Issue-wise Detailed Analysis:

1. Nature of Non-Compete Fee:
The primary issue under consideration is whether the non-compete fee paid by the assessee-company should be classified as revenue expenditure or disallowed as capital expenditure. The assessee-company, engaged in manufacturing and sales, claimed a deduction of ?83,35,140/- as non-compete fee paid to an ex-employee to restrain him from engaging in similar business activities for a specified period. The Assessing Officer disallowed this expenditure, classifying it as capital in nature. However, the Commissioner of Income Tax (Appeals) [CIT(A)] allowed the appeal, treating the non-compete fee as a revenue expenditure. The Income Tax Appellate Tribunal (ITAT) upheld the CIT(A)'s decision, leading to the present appeal by the revenue.

2. Precedent and Judicial Interpretation:
The judgment references several precedents to determine the nature of non-compete fees.

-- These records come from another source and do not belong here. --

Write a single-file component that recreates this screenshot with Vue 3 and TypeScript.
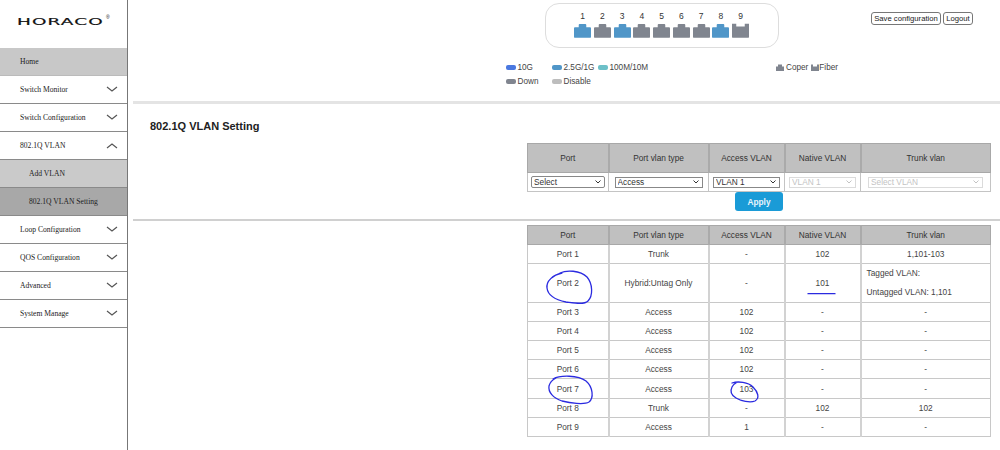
<script setup lang="ts">
interface MenuItem { label: string; chevron?: 'up' | 'down'; kind?: string }
const menu: MenuItem[] = [
  { label: 'Home', kind: 'home' },
  { label: 'Switch Monitor', chevron: 'down' },
  { label: 'Switch Configuration', chevron: 'down' },
  { label: '802.1Q VLAN', chevron: 'up' },
  { label: 'Add VLAN', kind: 'sub' },
  { label: '802.1Q VLAN Setting', kind: 'sub active' },
  { label: 'Loop Configuration', chevron: 'down' },
  { label: 'QOS Configuration', chevron: 'down' },
  { label: 'Advanced', chevron: 'down' },
  { label: 'System Manage', chevron: 'down' },
]
const ports = [
  { n: 1, up: true }, { n: 2, up: false }, { n: 3, up: true }, { n: 4, up: false }, { n: 5, up: false },
  { n: 6, up: false }, { n: 7, up: false }, { n: 8, up: true },
]
const heads = ['Port', 'Port vlan type', 'Access VLAN', 'Native VLAN', 'Trunk vlan']
const rows = [
  ['Port 1', 'Trunk', '-', '102', '1,101-103'],
  ['Port 2', 'Hybrid:Untag Only', '-', '101', ''],
  ['Port 3', 'Access', '102', '-', '-'],
  ['Port 4', 'Access', '102', '-', '-'],
  ['Port 5', 'Access', '102', '-', '-'],
  ['Port 6', 'Access', '102', '-', '-'],
  ['Port 7', 'Access', '103', '-', '-'],
  ['Port 8', 'Trunk', '-', '102', '102'],
  ['Port 9', 'Access', '1', '-', '-'],
]
const selects = [
  { cls: 's-port', val: 'Select', off: false },
  { cls: 's-type', val: 'Access', off: false },
  { cls: 's-acc', val: 'VLAN 1', off: false },
  { cls: 's-nat', val: 'VLAN 1', off: true },
  { cls: 's-trunk', val: 'Select VLAN', off: true },
]
</script>

<template>
  <div class="page">
    <aside class="side">
      <div class="logo"><span class="logo-text">HORACO</span><sup class="reg">®</sup></div>
      <nav>
        <div v-for="m in menu" :key="m.label" class="item" :class="m.kind">
          <span>{{ m.label }}</span>
          <svg v-if="m.chevron" class="chev" width="12" height="7" viewBox="0 0 12 7">
            <path :d="m.chevron === 'down' ? 'M1 1l5 4 5-4' : 'M1 6l5-4 5 4'" fill="none" stroke="#555" stroke-width="1.2" />
          </svg>
        </div>
      </nav>
    </aside>

    <main class="main">
      <header class="top">
        <div class="panel-wrap">
          <div class="panel">
            <div v-for="p in ports" :key="p.n" class="port">
              <span>{{ p.n }}</span>
              <svg width="17" height="15" viewBox="0 0 18 16" preserveAspectRatio="none">
                <path d="M0 15V5.500q0-1 1-1h4V2q0-1 1-1h6q1 0 1 1v2.500h4q1 0 1 1V15q0 .6-.6.6H.6Q0 15.600 0 15z" :fill="p.up ? '#5096c8' : '#80858f'" />
              </svg>
            </div>
            <div class="port">
              <span>9</span>
              <svg width="17" height="15" viewBox="0 0 18 16" preserveAspectRatio="none">
                <path d="M0 .8h4.500v3h9v-3H18V15q0 .6-.6.6H.6Q0 15.600 0 15z" fill="#80858f" />
              </svg>
            </div>
          </div>
          <div class="legend">
            <div class="leg-col">
              <div class="leg-row">
                <span class="leg l1"><i class="dot d-10g"></i>10G</span>
                <span class="leg l2"><i class="dot d-25g"></i>2.5G/1G</span>
                <span class="leg"><i class="dot d-100m"></i>100M/10M</span>
              </div>
              <div class="leg-row">
                <span class="leg l1"><i class="dot d-down"></i>Down</span>
                <span class="leg l2"><i class="dot d-dis"></i>Disable</span>
              </div>
            </div>
            <div class="leg-media">
              <span class="leg"><svg width="8" height="7" viewBox="0 0 8 7"><path d="M0 7V2.500h2V.500h4v2h2V7z" fill="#80858f" /></svg>Coper</span>
              <span class="leg tight"><svg width="8" height="7" viewBox="0 0 8 7"><path d="M0 .500h2v2h4v-2h2V7H0z" fill="#80858f" /></svg>Fiber</span>
            </div>
          </div>
        </div>
        <div class="actions">
          <button class="btn b-save" type="button">Save configuration</button>
          <button class="btn b-out" type="button">Logout</button>
        </div>
      </header>

      <div class="rule thick"></div>
      <h1 class="title">802.1Q VLAN Setting</h1>

      <div class="form-block">
        <table class="tbl form">
          <colgroup>
            <col class="c1" /><col class="c2" /><col class="c3" /><col class="c4" /><col class="c5" />
          </colgroup>
          <thead><tr><th v-for="h in heads" :key="h">{{ h }}</th></tr></thead>
          <tbody>
            <tr>
              <td v-for="s in selects" :key="s.cls">
                <select class="sel" :class="s.cls" :disabled="s.off"><option>{{ s.val }}</option></select>
              </td>
            </tr>
          </tbody>
        </table>
        <button class="apply" type="button">Apply</button>
      </div>

      <div class="rule thin"></div>

      <table class="tbl list">
        <colgroup>
          <col class="c1" /><col class="c2" /><col class="c3" /><col class="c4" /><col class="c5" />
        </colgroup>
        <thead><tr><th v-for="h in heads" :key="h">{{ h }}</th></tr></thead>
        <tbody>
          <tr v-for="r in rows" :key="r[0]" :class="{ tall: r[0] === 'Port 2' }">
            <td v-for="(c, i) in r.slice(0, 4)" :key="i">{{ c }}</td>
            <td v-if="r[0] === 'Port 2'" class="tags">
              <div>Tagged VLAN:</div>
              <div>Untagged VLAN: 1,101</div>
            </td>
            <td v-else>{{ r[4] }}</td>
          </tr>
        </tbody>
      </table>
    </main>

    <svg class="ink" width="1000" height="450" viewBox="0 0 1000 450">
      <g fill="none" stroke="#2b2be0" stroke-width="1.3" stroke-linecap="round">
        <path d="M560 273C566 270 580 270 587 277C593 284 593 296 588 301C584 305 574 303 566 302C556 300 548 296 547 288C546 281 553 275 562 273" />
        <path d="M808 293.700H835" />
        <path d="M553 379C560 375 578 375 586 381C593 387 594 398 589 402C584 405 570 403 562 401C553 398 548 392 549 386C550 382 552 380 556 378" />
        <path d="M732 383C738 381 748 382 753 387C758 392 760 398 755 401C750 403 741 401 736 398C731 395 730 391 732 387C733 385 734 384 736 383" />
      </g>
    </svg>
  </div>
</template>

<style>
html, body { margin: 0; background: #fff; }
</style>

<style scoped>
.page {
  position: relative;
  display: flex;
  width: 1000px;
  height: 450px;
  overflow: hidden;
  background: #fff;
  font-family: "Liberation Sans", Arial, sans-serif;
  color: #333;
}
.side {
  flex: none;
  box-sizing: border-box;
  width: 128px;
  height: 450px;
  border-right: 1px solid #777;
}
.logo {
  box-sizing: border-box;
  position: relative;
  height: 48px;
  padding: 11px 0 0 17px;
  white-space: nowrap;
  color: #111;
}
.logo-text {
  display: inline-block;
  font-family: "DejaVu Sans", sans-serif;
  font-size: 8px;
  line-height: 16px;
  font-weight: 400;
  letter-spacing: 0.500px;
  -webkit-text-stroke: 0.150px #111;
  transform: scaleX(2.3);
  transform-origin: left center;
}
.reg {
  position: absolute;
  left: 106px;
  top: 15px;
  font-size: 5px;
  line-height: 5px;
}
.item {
  box-sizing: border-box;
  display: flex;
  align-items: center;
  justify-content: space-between;
  height: 28px;
  padding: 0 9px 0 20px;
  border-bottom: 1px solid #8a8a8a;
  font-family: "Liberation Serif", "Times New Roman", serif;
  font-size: 7.600px;
  color: #222;
}
.home { background: #c8c8c8; border-bottom-color: #bbb; }
.sub { background: #cacaca; padding-left: 29px; }
.sub.active { background: #a8a8a8; }
.chev { flex: none; }
.main {
  flex: 1;
  min-width: 0;
  padding-left: 5px;
}
.top {
  display: flex;
  height: 101px;
}
.panel-wrap { margin-left: 373px; width: 340px; padding-top: 3px; }
.panel {
  box-sizing: border-box;
  display: flex;
  justify-content: center;
  gap: 2.750px;
  width: 234px;
  height: 45px;
  margin-left: 39px;
  padding: 8px 1px 0 0;
  border: 1px solid #ddd;
  border-radius: 14px;
}
.port {
  display: flex;
  flex-direction: column;
  align-items: center;
  width: 17px;
  font-size: 8.500px;
  line-height: 9px;
  color: #333;
}
.port svg { margin-top: 2px; }
.legend {
  display: flex;
  justify-content: space-between;
  margin-top: 12px;
  font-size: 8.200px;
  color: #444;
}
.leg-row { display: flex; height: 14px; align-items: center; }
.leg { display: inline-flex; align-items: center; gap: 2px; white-space: nowrap; }
.tight { gap: 0; }
.l1 { width: 46px; }
.l2 { width: 46px; }
.dot {
  display: inline-block;
  width: 9.500px;
  height: 5px;
  border-radius: 2px;
}
.d-10g { background: #4a78e0; }
.d-25g { background: #5096c8; }
.d-100m { background: #6cc0c8; }
.d-down { background: #80858f; }
.d-dis { background: #bdbdbd; }
.leg-media {
  display: flex;
  gap: 3px;
  height: 14px;
  align-items: center;
  margin-right: 8px;
}
.actions {
  display: flex;
  gap: 2px;
  align-items: flex-start;
  margin-left: 25px;
  padding-top: 12px;
}
.btn {
  box-sizing: border-box;
  height: 13px;
  padding: 0;
  border: 1px solid #777;
  border-radius: 3px;
  background: #fff;
  font-family: inherit;
  font-size: 7.700px;
  line-height: 11px;
  color: #222;
  white-space: nowrap;
}
.b-save { width: 70px; }
.b-out { width: 30px; }
.rule { background: #e4e4e4; }
.thick { height: 3px; }
.thin { height: 1.500px; background: #d0d0d0; }
.title {
  margin: 0;
  padding: 15px 0 0 17px;
  height: 24px;
  font-size: 11px;
  line-height: 14px;
  font-weight: 700;
  color: #222;
}
.form-block {
  box-sizing: border-box;
  display: flex;
  flex-direction: column;
  align-items: flex-start;
  height: 76px;
  padding-left: 394px;
}
.tbl {
  border-collapse: collapse;
  table-layout: fixed;
  width: 463px;
  font-size: 8.300px;
  color: #444;
  text-align: center;
}
.c1 { width: 81px; }
.c2 { width: 100px; }
.c3 { width: 76px; }
.c4 { width: 76px; }
.c5 { width: 130px; }
.tbl th {
  background: #c0c0c0;
  font-weight: 400;
  color: #333;
  border: 1px solid #a8a8a8;
  padding: 0;
}
.tbl th + th { border-left: 2px solid #aaa; }
.form th { height: 28px; }
.form td { height: 18px; padding: 0; border: 1px solid #c4c4c4; }
.sel {
  box-sizing: border-box;
  display: block;
  appearance: none;
  height: 12px;
  margin: 0 auto;
  padding: 0 0 0 2px;
  border: 1px solid #888;
  background: #fff url("data:image/svg+xml,%3Csvg xmlns='http://www.w3.org/2000/svg' width='6' height='4'%3E%3Cpath d='M.5.5l2.500 2.500 2.500-2.500' fill='none' stroke='%23333' stroke-width='1'/%3E%3C/svg%3E") no-repeat right 3px center;
  font-family: inherit;
  font-size: 8.300px;
  line-height: 9px;
  color: #333;
}
.s-port { width: 74px; border-radius: 2px; }
.s-type { width: 88px; height: 11px; }
.s-acc { width: 67px; height: 11px; }
.s-nat, .s-trunk {
  height: 11px;
  border-color: #ccc;
  color: #aaa;
  background-image: url("data:image/svg+xml,%3Csvg xmlns='http://www.w3.org/2000/svg' width='6' height='4'%3E%3Cpath d='M.5.5l2.500 2.500 2.500-2.500' fill='none' stroke='%23aaa' stroke-width='1'/%3E%3C/svg%3E");
}
.s-nat { width: 67px; }
.s-trunk { width: 115px; }
.apply {
  align-self: flex-start;
  width: 48px;
  height: 19px;
  margin: 0 0 0 208px;
  padding: 0;
  border: 0;
  border-radius: 3px;
  background: #1a9bd7;
  font-family: inherit;
  font-size: 8.300px;
  font-weight: 700;
  color: #e8f4fb;
}
.list { margin: 4px 0 0 394px; }
.list th { height: 18px; }
.list td { height: 18.200px; padding: 0; border: 1px solid #c8c8c8; }
.list td + td { border-left: 2px solid #d2d2d2; }
.tall td { height: 37px; }
.tags { text-align: left; padding-left: 5px !important; line-height: 19px; }
.ink {
  position: absolute;
  left: 0;
  top: 0;
  pointer-events: none;
}
</style>
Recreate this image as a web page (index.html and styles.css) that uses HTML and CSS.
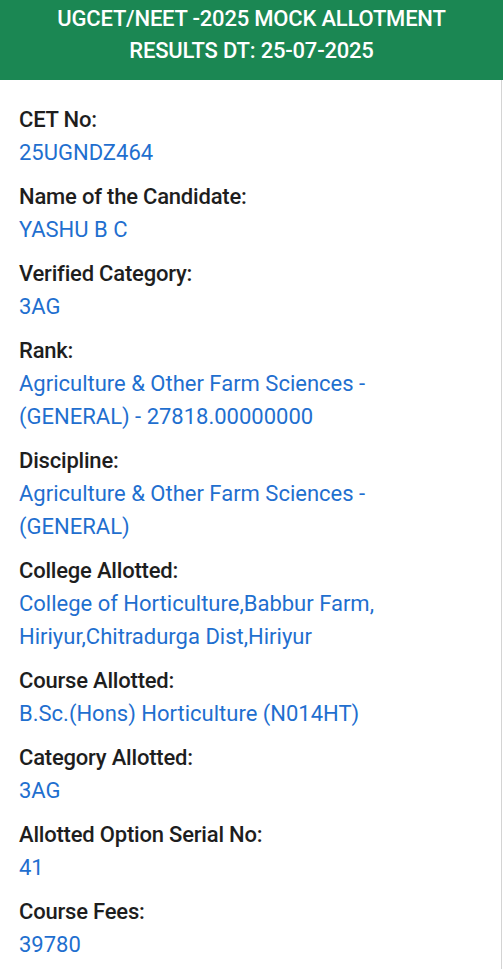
FILE: index.html
```html
<!DOCTYPE html>
<html>
<head>
<meta charset="utf-8">
<link rel="stylesheet" href="styles.css">
</head>
<body>
<div class="page">
  <div class="header">UGCET/NEET -2025 MOCK ALLOTMENT<br>RESULTS DT: 25-07-2025</div>
  <div class="content">
    <div class="field"><div class="label">CET No:</div><div class="value">25UGNDZ464</div></div>
    <div class="field"><div class="label">Name of the Candidate:</div><div class="value">YASHU B C</div></div>
    <div class="field"><div class="label">Verified Category:</div><div class="value">3AG</div></div>
    <div class="field"><div class="label">Rank:</div><div class="value">Agriculture &amp; Other Farm Sciences -<br>(GENERAL) - 27818.00000000</div></div>
    <div class="field"><div class="label">Discipline:</div><div class="value">Agriculture &amp; Other Farm Sciences -<br>(GENERAL)</div></div>
    <div class="field"><div class="label">College Allotted:</div><div class="value">College of Horticulture,Babbur Farm,<br>Hiriyur,Chitradurga Dist,Hiriyur</div></div>
    <div class="field"><div class="label">Course Allotted:</div><div class="value">B.Sc.(Hons) Horticulture (N014HT)</div></div>
    <div class="field"><div class="label">Category Allotted:</div><div class="value">3AG</div></div>
    <div class="field"><div class="label">Allotted Option Serial No:</div><div class="value">41</div></div>
    <div class="field"><div class="label">Course Fees:</div><div class="value">39780</div></div>
  </div>
</div>
</body>
</html>
```
FILE: styles.css
```css
html, body {
  margin: 0;
  padding: 0;
  background: #ffffff;
}
body {
  font-family: Roboto, "Liberation Sans", sans-serif;
}
.page {
  width: 503px;
  height: 969px;
  overflow: hidden;
}
.header {
  background: #1b8753;
  color: #ffffff;
  font-size: 22px;
  font-weight: 500;
  line-height: 32px;
  text-align: center;
  height: 80px;
  box-sizing: border-box;
  padding-top: 3px;
  letter-spacing: -0.2px;
}
.content {
  padding: 23px 0 0 19px;
  border-right: 1px solid #d4d4d4;
  margin-right: 1px;
  height: 889px;
  box-sizing: border-box;
}
.field {
  margin-bottom: 11px;
}
.label {
  font-size: 22px;
  font-weight: 500;
  color: #1e1e1e;
  line-height: 33px;
  letter-spacing: -0.2px;
}
.value {
  font-size: 22px;
  font-weight: 400;
  color: #1f6fcf;
  line-height: 33px;
}
```
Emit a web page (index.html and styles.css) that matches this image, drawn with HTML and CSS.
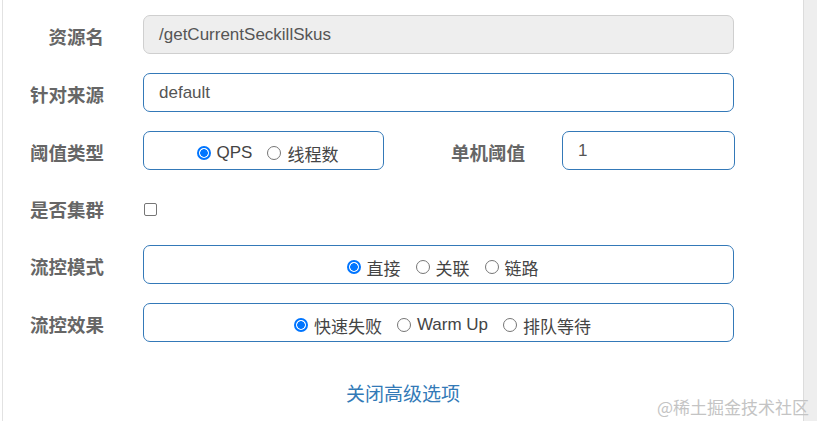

In "Commissioner of Income Tax, West Bengal II vs. Coal Shipments P. Limited (1971) 82 ITR 902," it was held that payments made to eliminate competition, which are not for a fixed term and can be terminated at will, do not constitute capital expenditure. Similarly, "M/s Hatsun Agro Products Limited vs. The Joint Commissioner of Income Tax, Special Range XI, Chennai (2017)" emphasized that the categorization of non-compete fees as capital or revenue expenditure depends on the facts of each case, and enduring benefit alone does not make it capital expenditure.

3. Commercial Expediency and Business Perspective:
The ITAT, in the present case, relied on its earlier decision in the assessee's case for the assessment year 2000-01, where it was held that non-compete fees paid to safeguard business interests are allowable as business deductions under Section 37(1) of the Act. The Supreme Court's judgment in "SA Builders vs. CIT (2007) 288 ITR 1" was cited, which states that commercial expediency is a broad term encompassing expenditures a prudent businessman incurs for business purposes, even if not under legal obligation. The ITAT concluded that the non-compete fee was paid out of commercial expediency to prevent the ex-employee from competing with joint ventures in which the assessee had substantial interest.

4. Revenue vs. Capital Expenditure:
The ITAT noted that whether an expenditure is of a revenue or capital nature can have two possible opinions. The Tribunal observed that the non-compete fee was paid to protect the assessee's business interests and was part of the profit-earning process, thus qualifying as revenue expenditure. It also referenced the decision in "Intervet India (P) Limited vs. ACIT," where non-compete fees not related to the purchase of business were considered revenue expenditure.

5. Analysis of Appellant-Revenue's Case Law:
The revenue's reliance on cases like "Commissioner of Income Tax vs. Mandalay Investment P. Limited (2011) 332 ITR 602 (SC)" and "CIT vs. Wintac Limited (2014) 221 TAXMAN 87 (Kar)" was found unhelpful as these cases dealt with the receipt of non-compete fees as capital receipts, not the payment as revenue expenditure. The court emphasized that the nature of the advantage derived and the commercial context are critical in such determinations.

Conclusion:
The High Court dismissed the appeals, affirming the ITAT's decision that the non-compete fee paid by the assessee-company was a revenue expenditure and an allowable deduction. The substantial question of law was answered against the revenue and in favor of the assessee, reinforcing the principle that commercial expediency and the business context are pivotal in categorizing such expenditures.